§ **DIRECTION**: Which lines fall between the line holding "Write the React, TypeScript" and the line holding "</LevelSelect>", inclusive? Retype them exactly, without the pictures, and add nothing else.

§ **EXERCISE DATA**:
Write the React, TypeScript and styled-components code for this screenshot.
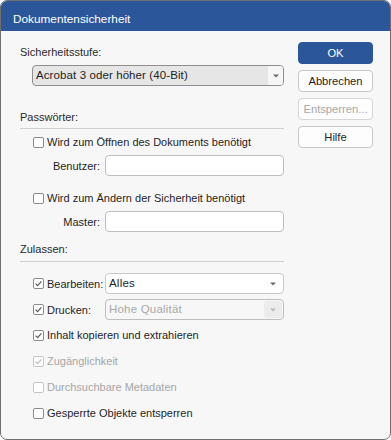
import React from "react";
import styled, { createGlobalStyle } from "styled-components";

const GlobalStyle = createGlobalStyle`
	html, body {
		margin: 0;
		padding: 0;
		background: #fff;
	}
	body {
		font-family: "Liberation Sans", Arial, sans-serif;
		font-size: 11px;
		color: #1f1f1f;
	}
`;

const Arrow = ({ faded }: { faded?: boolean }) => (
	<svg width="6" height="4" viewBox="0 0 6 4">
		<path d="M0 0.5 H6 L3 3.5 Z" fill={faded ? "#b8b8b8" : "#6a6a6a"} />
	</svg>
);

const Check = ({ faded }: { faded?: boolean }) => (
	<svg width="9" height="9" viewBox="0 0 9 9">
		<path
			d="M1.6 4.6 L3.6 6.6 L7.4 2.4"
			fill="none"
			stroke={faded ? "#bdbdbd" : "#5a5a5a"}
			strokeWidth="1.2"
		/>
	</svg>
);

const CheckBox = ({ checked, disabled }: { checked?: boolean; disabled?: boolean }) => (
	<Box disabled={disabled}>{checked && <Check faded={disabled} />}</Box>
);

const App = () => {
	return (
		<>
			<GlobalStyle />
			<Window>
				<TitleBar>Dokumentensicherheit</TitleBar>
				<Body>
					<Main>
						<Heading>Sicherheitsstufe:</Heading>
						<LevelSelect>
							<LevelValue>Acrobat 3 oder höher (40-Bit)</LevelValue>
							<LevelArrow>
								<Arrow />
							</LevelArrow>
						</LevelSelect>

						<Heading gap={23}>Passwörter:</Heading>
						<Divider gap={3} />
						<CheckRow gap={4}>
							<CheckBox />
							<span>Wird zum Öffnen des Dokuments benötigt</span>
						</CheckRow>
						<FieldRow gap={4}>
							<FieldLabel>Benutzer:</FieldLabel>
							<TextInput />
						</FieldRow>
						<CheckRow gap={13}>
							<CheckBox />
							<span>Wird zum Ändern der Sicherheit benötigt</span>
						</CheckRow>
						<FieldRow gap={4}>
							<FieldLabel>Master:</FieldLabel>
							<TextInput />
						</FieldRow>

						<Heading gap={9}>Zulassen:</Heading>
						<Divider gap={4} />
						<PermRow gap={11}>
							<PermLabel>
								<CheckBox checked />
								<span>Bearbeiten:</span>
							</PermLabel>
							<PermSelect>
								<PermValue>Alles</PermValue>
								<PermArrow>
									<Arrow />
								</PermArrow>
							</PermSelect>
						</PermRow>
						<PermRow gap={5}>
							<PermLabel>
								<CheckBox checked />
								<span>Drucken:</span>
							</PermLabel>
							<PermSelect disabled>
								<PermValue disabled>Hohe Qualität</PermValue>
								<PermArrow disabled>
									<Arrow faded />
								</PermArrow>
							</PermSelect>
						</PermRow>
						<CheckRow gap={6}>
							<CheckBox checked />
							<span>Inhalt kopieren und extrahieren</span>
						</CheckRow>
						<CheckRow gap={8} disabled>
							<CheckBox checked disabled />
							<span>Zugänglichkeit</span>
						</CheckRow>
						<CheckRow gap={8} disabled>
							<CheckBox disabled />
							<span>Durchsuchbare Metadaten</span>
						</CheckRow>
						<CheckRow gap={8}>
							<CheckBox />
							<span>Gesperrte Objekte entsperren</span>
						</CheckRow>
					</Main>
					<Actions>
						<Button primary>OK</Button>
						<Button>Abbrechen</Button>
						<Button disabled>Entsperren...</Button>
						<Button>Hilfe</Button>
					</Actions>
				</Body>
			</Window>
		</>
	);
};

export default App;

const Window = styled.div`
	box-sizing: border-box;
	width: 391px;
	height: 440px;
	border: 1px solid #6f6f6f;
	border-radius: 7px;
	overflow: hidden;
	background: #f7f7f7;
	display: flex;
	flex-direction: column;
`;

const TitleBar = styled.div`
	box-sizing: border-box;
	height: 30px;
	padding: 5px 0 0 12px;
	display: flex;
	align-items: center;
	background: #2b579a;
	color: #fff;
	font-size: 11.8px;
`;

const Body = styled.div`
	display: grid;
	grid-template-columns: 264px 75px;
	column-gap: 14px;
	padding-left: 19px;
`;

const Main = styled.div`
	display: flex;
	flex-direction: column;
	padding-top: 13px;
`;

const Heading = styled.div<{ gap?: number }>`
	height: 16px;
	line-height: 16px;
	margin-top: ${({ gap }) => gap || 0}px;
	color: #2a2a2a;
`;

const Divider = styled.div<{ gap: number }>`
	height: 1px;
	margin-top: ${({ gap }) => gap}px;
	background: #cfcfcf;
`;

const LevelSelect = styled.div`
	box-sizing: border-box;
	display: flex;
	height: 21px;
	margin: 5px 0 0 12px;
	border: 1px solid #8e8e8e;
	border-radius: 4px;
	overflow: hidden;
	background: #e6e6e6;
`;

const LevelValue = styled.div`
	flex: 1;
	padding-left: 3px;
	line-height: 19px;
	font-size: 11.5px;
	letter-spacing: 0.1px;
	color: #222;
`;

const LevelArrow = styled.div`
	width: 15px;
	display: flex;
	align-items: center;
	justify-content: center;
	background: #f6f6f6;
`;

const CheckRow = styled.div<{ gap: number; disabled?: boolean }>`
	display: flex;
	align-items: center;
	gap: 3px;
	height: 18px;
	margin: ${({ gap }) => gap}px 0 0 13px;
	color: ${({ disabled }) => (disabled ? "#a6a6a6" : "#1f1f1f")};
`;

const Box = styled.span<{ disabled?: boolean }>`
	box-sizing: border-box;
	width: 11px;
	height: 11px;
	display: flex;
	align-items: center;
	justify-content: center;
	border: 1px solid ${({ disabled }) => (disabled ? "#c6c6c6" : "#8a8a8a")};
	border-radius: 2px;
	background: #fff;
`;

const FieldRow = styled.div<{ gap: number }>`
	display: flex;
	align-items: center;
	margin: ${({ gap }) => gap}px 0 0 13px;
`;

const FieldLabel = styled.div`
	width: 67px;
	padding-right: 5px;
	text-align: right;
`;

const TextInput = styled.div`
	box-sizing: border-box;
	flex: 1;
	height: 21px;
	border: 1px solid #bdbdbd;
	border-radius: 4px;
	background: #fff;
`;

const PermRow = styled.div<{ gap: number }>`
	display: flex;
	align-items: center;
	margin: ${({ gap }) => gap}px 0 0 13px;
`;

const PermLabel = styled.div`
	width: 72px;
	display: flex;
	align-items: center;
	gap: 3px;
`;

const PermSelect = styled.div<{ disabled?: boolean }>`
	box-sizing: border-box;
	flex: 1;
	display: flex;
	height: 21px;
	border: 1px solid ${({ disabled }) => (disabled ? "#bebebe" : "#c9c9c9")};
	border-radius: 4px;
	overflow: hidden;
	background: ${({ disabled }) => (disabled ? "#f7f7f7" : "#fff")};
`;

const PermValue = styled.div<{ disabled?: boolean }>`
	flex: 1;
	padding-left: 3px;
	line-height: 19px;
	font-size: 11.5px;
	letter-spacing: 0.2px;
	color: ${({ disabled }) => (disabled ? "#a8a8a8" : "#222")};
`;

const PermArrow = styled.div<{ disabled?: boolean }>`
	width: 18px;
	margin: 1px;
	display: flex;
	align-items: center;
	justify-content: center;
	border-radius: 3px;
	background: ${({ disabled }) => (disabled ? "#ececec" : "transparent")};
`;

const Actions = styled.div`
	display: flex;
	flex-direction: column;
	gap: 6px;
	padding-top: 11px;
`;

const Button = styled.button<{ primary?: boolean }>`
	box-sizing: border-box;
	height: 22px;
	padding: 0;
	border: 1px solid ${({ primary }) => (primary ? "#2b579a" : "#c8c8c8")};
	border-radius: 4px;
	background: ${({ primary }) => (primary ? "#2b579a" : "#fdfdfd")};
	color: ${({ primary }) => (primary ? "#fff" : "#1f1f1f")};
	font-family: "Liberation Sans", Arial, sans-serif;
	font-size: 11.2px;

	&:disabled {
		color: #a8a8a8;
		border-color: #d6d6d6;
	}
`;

---

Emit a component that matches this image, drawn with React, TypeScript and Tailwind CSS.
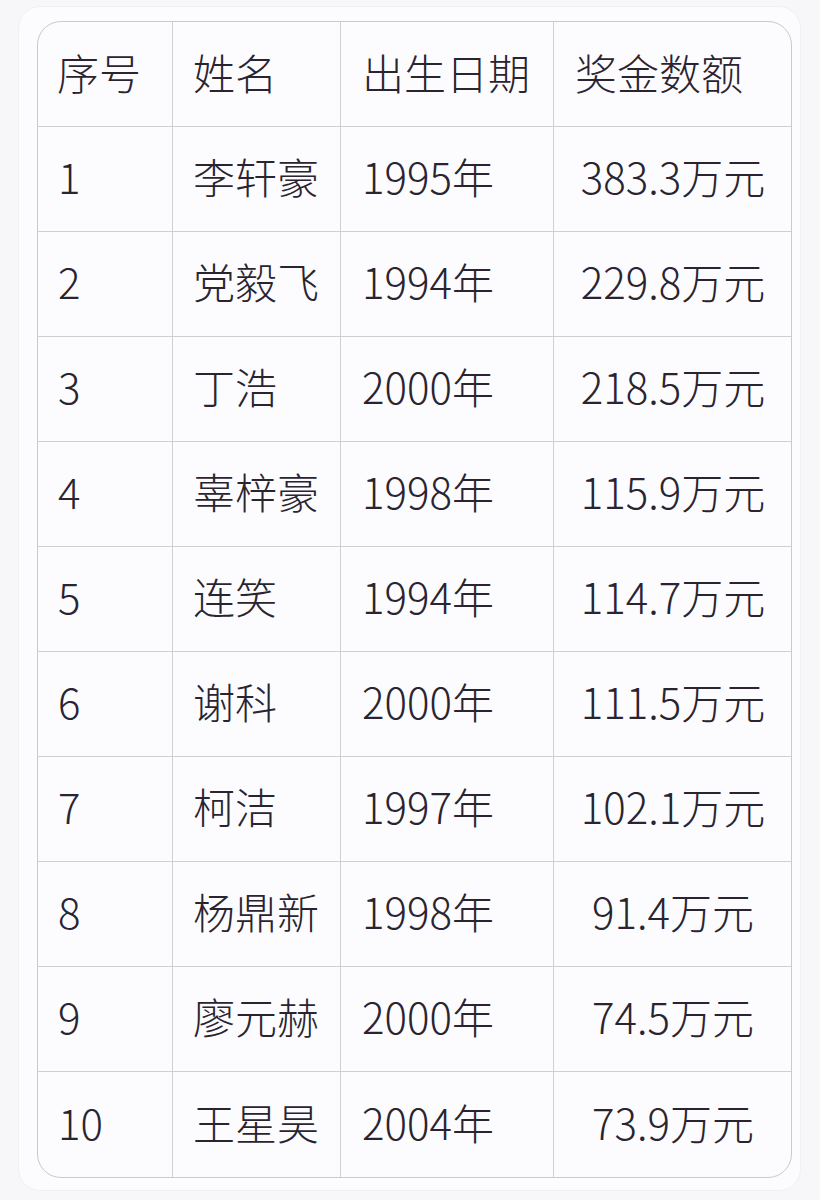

§ **SOLUTION FOR THIS TASK**:
Write the React, TypeScript and styled-components code for this screenshot.
import React from "react";
import styled, { createGlobalStyle } from "styled-components";

const GlobalStyle = createGlobalStyle`
	html, body {
		margin: 0;
		padding: 0;
		background: #fff;
	}
	body {
		font-family: "Liberation Sans", Arial, sans-serif;
		font-size: 11px;
		color: #1f1f1f;
	}
`;

const Arrow = ({ faded }: { faded?: boolean }) => (
	<svg width="6" height="4" viewBox="0 0 6 4">
		<path d="M0 0.5 H6 L3 3.5 Z" fill={faded ? "#b8b8b8" : "#6a6a6a"} />
	</svg>
);

const Check = ({ faded }: { faded?: boolean }) => (
	<svg width="9" height="9" viewBox="0 0 9 9">
		<path
			d="M1.6 4.6 L3.6 6.6 L7.4 2.4"
			fill="none"
			stroke={faded ? "#bdbdbd" : "#5a5a5a"}
			strokeWidth="1.2"
		/>
	</svg>
);

const CheckBox = ({ checked, disabled }: { checked?: boolean; disabled?: boolean }) => (
	<Box disabled={disabled}>{checked && <Check faded={disabled} />}</Box>
);

const App = () => {
	return (
		<>
			<GlobalStyle />
			<Window>
				<TitleBar>Dokumentensicherheit</TitleBar>
				<Body>
					<Main>
						<Heading>Sicherheitsstufe:</Heading>
						<LevelSelect>
							<LevelValue>Acrobat 3 oder höher (40-Bit)</LevelValue>
							<LevelArrow>
								<Arrow />
							</LevelArrow>
						</LevelSelect>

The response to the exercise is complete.